» **INSTRUCTIONS FOR THE TASK**: Wherever the word "this" appears in the entries, copy the whole line.

» **PROVIDED DATA**:
_ _ _ _

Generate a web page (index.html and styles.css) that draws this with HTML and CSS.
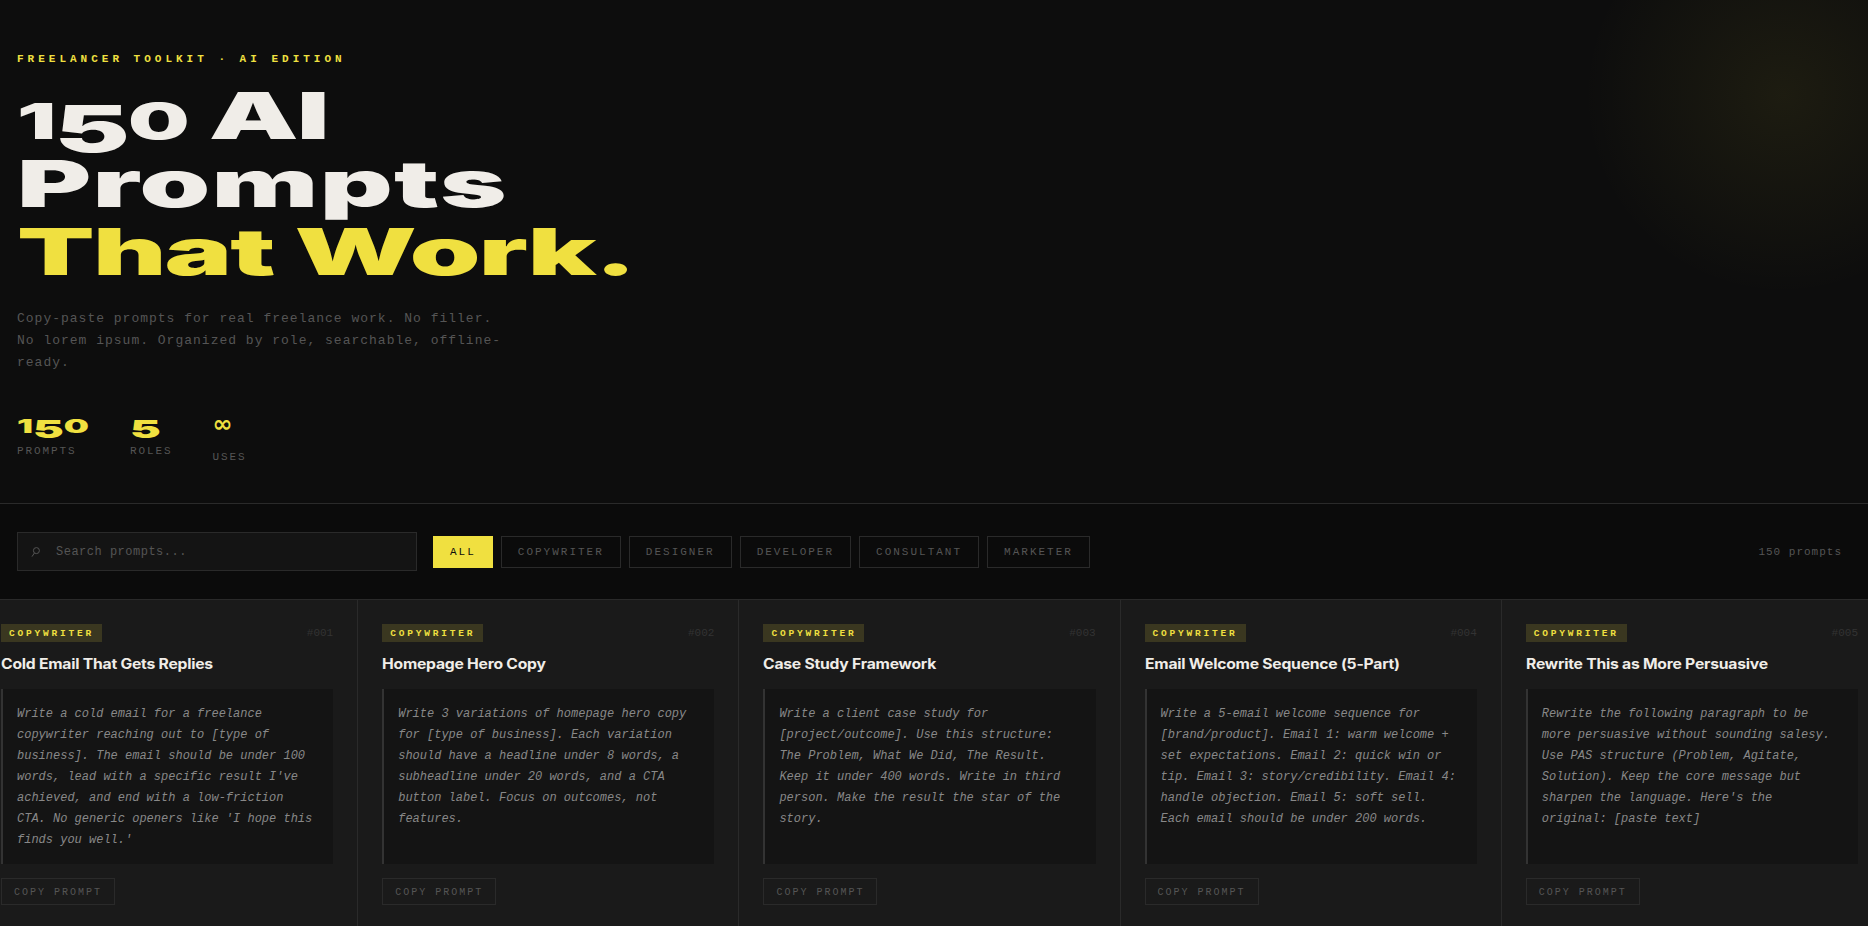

_ _ _ _

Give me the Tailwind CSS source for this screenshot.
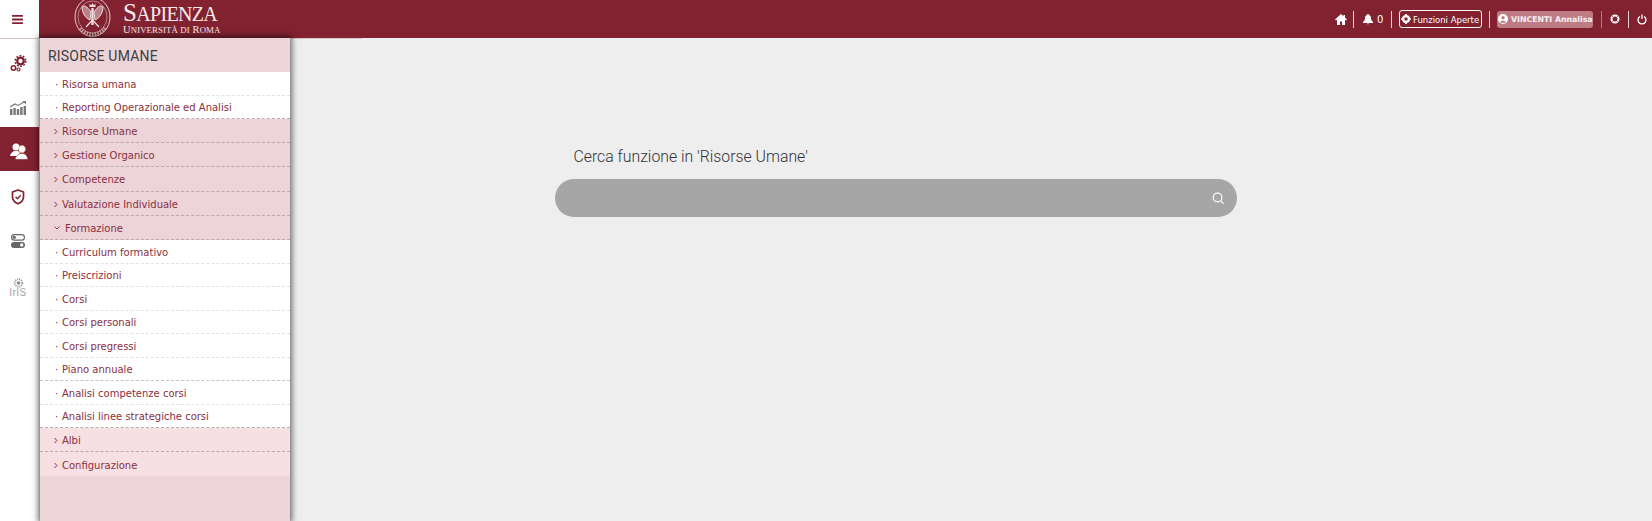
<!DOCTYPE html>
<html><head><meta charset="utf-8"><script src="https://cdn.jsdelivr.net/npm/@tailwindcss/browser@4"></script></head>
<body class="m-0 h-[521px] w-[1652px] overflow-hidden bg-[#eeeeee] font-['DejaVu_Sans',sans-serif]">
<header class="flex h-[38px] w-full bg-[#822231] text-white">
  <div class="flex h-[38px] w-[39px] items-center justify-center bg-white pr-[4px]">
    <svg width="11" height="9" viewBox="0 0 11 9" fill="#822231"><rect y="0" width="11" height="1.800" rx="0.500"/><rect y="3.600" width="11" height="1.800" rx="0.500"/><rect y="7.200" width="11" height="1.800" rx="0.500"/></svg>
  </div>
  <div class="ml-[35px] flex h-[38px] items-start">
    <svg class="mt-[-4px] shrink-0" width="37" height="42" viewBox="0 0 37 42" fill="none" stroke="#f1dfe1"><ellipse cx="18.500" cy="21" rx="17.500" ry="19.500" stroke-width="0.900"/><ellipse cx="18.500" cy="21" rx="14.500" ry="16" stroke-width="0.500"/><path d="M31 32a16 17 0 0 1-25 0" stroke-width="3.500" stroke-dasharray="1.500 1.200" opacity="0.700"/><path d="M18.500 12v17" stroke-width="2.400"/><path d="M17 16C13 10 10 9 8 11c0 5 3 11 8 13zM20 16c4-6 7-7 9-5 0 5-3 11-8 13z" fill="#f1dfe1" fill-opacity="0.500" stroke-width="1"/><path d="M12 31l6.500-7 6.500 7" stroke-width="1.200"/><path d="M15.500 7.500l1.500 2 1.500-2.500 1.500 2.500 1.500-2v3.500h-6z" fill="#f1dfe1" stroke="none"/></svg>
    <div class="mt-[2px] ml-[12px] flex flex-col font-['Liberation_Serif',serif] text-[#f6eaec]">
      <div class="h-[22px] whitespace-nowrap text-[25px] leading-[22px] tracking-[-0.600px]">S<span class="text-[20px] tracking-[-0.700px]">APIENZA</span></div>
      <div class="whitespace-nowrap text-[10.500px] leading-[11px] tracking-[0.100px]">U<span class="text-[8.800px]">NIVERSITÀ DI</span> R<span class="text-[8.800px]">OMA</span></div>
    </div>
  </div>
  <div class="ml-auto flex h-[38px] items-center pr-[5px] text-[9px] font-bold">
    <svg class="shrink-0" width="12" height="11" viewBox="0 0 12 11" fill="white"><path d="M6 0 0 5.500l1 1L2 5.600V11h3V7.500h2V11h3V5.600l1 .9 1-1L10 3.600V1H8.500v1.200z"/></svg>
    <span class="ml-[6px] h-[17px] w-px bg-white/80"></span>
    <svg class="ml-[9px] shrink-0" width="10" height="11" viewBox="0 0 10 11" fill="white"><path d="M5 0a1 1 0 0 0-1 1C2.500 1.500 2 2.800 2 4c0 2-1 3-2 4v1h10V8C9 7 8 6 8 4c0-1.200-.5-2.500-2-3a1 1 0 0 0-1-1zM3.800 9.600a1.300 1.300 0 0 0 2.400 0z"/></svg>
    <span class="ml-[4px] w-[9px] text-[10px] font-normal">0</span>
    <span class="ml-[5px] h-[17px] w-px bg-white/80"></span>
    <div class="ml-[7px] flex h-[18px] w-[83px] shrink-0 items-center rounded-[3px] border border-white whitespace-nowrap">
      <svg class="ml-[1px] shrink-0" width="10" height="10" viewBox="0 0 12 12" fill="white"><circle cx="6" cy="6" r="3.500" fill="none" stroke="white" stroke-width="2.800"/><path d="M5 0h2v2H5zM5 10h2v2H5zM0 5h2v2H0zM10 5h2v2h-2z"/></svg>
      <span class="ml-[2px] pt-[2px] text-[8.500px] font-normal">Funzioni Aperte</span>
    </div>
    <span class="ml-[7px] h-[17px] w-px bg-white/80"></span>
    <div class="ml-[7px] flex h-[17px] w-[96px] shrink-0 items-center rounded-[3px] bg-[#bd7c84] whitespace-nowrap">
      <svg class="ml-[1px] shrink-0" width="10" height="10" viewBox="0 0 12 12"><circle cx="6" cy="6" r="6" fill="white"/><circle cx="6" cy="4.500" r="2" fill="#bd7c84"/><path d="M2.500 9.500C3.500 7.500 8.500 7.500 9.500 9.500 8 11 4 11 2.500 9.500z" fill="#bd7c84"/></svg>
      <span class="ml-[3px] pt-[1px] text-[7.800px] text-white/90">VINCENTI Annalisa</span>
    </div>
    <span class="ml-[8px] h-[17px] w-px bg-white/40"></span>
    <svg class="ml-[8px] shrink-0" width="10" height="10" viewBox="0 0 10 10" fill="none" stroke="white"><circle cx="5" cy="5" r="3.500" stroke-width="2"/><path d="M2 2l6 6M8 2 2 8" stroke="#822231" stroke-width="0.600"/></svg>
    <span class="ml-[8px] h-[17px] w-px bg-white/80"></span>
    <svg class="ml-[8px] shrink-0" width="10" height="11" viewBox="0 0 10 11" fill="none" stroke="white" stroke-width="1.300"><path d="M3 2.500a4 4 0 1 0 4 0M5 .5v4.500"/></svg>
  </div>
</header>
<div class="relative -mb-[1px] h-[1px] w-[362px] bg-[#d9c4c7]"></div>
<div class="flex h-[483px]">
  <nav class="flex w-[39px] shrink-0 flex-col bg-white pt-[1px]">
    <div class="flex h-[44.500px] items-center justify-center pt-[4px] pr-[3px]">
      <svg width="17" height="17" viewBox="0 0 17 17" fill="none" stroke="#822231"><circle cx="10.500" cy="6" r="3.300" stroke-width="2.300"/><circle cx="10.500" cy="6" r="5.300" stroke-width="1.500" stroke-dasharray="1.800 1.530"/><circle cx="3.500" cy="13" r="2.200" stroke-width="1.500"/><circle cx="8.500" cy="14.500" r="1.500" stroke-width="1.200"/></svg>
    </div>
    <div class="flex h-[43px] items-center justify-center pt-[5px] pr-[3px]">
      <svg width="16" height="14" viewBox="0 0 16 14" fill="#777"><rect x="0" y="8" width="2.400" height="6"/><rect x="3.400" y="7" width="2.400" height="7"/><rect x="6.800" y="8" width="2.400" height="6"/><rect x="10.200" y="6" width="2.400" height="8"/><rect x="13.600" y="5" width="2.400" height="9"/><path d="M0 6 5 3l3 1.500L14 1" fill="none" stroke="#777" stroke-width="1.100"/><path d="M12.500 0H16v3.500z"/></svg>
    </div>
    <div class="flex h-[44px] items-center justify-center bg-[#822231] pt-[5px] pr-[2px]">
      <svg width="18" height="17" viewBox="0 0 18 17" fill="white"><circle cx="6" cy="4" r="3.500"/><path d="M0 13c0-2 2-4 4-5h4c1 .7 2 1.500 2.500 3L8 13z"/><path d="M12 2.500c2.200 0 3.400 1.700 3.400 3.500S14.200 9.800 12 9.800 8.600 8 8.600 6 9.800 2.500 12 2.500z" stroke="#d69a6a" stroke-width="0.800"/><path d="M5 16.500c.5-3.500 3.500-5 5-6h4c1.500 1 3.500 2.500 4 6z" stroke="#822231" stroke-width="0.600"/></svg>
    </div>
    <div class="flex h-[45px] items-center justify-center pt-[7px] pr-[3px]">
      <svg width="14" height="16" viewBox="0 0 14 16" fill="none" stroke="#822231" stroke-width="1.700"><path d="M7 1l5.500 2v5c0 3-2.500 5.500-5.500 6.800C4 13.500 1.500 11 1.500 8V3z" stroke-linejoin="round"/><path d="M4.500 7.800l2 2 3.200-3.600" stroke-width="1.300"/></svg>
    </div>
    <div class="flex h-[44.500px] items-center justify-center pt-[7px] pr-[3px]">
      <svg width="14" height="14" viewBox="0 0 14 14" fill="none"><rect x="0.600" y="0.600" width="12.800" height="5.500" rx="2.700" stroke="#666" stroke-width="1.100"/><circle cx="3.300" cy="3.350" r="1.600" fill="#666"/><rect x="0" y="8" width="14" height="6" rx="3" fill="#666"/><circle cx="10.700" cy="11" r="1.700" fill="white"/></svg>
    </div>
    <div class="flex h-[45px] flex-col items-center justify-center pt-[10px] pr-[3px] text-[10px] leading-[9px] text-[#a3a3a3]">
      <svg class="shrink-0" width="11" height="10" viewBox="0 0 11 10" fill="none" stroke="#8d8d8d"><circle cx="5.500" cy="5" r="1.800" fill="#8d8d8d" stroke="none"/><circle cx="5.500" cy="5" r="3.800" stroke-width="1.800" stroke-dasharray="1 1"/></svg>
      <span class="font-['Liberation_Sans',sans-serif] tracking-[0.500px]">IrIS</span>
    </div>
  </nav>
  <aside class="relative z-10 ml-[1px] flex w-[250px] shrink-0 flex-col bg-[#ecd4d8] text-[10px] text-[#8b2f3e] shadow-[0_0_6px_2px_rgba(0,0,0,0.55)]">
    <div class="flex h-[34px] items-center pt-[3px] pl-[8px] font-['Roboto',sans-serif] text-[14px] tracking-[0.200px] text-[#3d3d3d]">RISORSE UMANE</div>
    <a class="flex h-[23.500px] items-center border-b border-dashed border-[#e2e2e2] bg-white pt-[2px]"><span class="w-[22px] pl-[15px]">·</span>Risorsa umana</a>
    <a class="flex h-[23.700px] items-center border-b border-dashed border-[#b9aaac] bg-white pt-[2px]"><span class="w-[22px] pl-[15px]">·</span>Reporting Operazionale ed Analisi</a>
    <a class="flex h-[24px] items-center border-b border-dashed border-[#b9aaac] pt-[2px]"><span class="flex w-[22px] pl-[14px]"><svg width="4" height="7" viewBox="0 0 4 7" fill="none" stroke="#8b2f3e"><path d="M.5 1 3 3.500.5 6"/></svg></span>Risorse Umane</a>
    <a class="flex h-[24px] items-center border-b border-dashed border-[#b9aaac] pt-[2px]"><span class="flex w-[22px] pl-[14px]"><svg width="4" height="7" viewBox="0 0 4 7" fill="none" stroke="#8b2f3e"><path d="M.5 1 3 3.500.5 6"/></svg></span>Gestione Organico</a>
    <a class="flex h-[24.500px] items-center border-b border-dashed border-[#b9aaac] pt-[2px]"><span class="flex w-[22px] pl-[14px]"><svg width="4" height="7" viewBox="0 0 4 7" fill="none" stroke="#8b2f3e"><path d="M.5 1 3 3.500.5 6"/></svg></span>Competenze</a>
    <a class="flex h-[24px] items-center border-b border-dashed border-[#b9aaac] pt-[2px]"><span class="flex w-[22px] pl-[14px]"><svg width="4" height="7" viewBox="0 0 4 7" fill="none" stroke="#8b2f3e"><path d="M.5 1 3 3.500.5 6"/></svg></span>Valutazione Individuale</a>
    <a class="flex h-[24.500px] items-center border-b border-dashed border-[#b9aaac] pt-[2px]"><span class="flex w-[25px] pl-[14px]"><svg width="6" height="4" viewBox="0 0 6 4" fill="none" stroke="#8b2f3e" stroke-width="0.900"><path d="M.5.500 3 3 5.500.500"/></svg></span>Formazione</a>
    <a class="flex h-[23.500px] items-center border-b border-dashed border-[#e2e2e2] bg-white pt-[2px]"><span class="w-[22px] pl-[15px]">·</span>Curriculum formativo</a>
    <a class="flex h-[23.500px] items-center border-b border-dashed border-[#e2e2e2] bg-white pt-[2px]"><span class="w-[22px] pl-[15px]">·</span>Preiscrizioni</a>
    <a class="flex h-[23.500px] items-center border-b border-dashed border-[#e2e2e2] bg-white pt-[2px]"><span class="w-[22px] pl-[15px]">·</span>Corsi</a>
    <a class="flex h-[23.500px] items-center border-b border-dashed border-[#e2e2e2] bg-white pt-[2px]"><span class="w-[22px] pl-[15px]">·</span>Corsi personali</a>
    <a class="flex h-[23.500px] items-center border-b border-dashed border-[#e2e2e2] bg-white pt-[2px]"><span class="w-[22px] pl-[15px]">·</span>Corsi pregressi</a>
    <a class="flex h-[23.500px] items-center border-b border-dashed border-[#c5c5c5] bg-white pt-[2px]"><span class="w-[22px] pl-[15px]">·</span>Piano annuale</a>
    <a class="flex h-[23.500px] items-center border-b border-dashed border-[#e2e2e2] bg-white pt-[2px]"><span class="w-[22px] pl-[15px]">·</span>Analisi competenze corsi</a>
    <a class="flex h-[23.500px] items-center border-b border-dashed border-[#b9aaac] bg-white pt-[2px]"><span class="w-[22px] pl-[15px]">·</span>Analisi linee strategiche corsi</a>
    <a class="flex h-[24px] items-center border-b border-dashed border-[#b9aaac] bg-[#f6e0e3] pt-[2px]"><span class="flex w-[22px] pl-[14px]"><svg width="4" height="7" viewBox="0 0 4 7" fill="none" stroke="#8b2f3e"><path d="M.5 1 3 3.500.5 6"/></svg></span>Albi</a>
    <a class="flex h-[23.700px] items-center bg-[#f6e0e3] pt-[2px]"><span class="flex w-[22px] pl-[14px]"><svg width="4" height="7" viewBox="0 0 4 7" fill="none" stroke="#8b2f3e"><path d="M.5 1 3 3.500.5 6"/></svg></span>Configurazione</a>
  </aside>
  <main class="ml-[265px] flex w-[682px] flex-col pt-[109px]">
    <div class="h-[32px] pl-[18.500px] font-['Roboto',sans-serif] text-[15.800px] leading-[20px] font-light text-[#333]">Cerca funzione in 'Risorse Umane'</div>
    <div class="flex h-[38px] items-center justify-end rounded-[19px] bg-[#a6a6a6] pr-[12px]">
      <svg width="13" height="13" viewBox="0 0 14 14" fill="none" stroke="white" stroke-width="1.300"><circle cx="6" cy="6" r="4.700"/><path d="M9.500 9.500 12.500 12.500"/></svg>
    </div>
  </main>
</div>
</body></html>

_ _ _ _

» **WRITTEN ANSWER**:
Generate a web page (index.html and styles.css) that draws this with HTML and CSS.
Give me the Tailwind CSS source for this screenshot.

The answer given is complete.